1) Yes, the speed of light can be measured. It's fast but it can be measured experimentally. Why it's 300,000 km/s (186,000 miles/sec) and not some other value, I don't know. Note: these figures are for the speed of light in a vacuum. It is slower in other mediums.

2) Why do moving objects gain mass? This is a tricky one. Einstein's theory of relativity predicts this and experiments demonstrate it. I don't understand the mechanism myself but, hey, it works. And that's the main thing that stops things moving at c as they'd need infinite energy to accelerate them to that speed.

3) I think 1/3c is probably quoted as a point when there are noticeable effects on mass. Any motion will produce an increase in mass but at the speeds we're familiar with, it is a very small effect.

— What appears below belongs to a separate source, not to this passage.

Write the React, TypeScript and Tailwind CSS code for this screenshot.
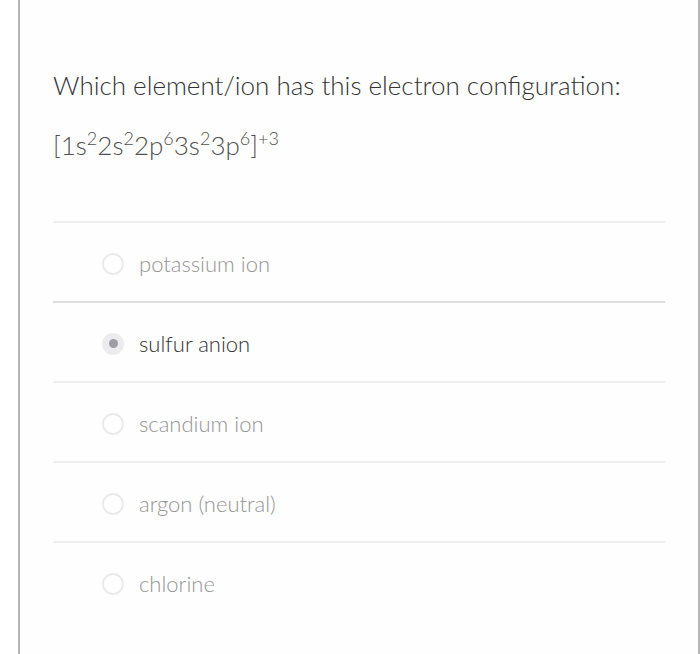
const options = [
  { label: "potassium ion", selected: false },
  { label: "sulfur anion", selected: true },
  { label: "scandium ion", selected: false },
  { label: "argon (neutral)", selected: false },
  { label: "chlorine", selected: false },
];

function Radio({ selected }: { selected: boolean }) {
  if (selected) {
    return (
      <span className="flex items-center justify-center w-[22px] h-[22px] rounded-full bg-[#ececef] shrink-0">
        <span className="w-[9px] h-[9px] rounded-full bg-[#9d9da3]" />
      </span>
    );
  }
  return <span className="w-[22px] h-[22px] rounded-full border-2 border-[#ebebeb] bg-white shrink-0" />;
}

function Sup({ children }: { children: string }) {
  return <span className="relative -top-[10px] text-[18px]">{children}</span>;
}

export default function App() {
  return (
    <div
      className="h-[654px] w-[700px] bg-white overflow-hidden"
      style={{ fontFamily: "Lato, 'Noto Sans', sans-serif" }}
    >
      <div className="ml-[18px] h-full w-[682px] border-x-2 border-[#b4b4b4] bg-[#fefefe] px-[33px] pt-[69px] font-light">
        {/* Question */}
        <p className="text-[26px] leading-[32px] text-[#333]">
          Which element/ion has this electron configuration:
        </p>
        <p className="mt-[28px] text-[26px] leading-[32px] text-[#505050]">
          [1s<Sup>2</Sup>2s<Sup>2</Sup>2p<Sup>6</Sup>3s<Sup>2</Sup>3p<Sup>6</Sup>]<Sup>+3</Sup>
        </p>

        {/* Options */}
        <div className="mt-[57px] border-t-2 border-[#f0f0f0]">
          {options.map((o, i) => (
            <div
              key={o.label}
              className={`flex items-center gap-[15px] h-[80px] pl-[49px] pt-[3px] border-b-2 ${
                i === 0 ? "border-[#dedede]" : i === options.length - 1 ? "border-transparent" : "border-[#f0f0f0]"
              }`}
            >
              <Radio selected={o.selected} />
              <span className={`text-[22px] ${o.selected ? "text-[#333]" : "text-[#959595]"}`}>{o.label}</span>
            </div>
          ))}
        </div>
      </div>
    </div>
  );
}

4) This last question is one of the many ways in which relativity is counter-intuitive. When two objects approach each other, the velocities are not added like in classical mechanics. Another way to look at it is when your spaceship is moving at 90% of lightspeed and you turn the headlights on, do they send light out at 190% lightspeed? Well, no. Everything is based on what frame of reference you use. Again, it's a tricky one to explain and I'm sure someone else can explain better how it works. But I think your headlights will be red-shifted so that they won't have a velocity greater than c.

Note: there is only one way I know of that any velocity can exceed c and that's the expansion of the universe itself that, in theory, can be at any speed and, as you get further from us, the universe can be expanding at c or beyond.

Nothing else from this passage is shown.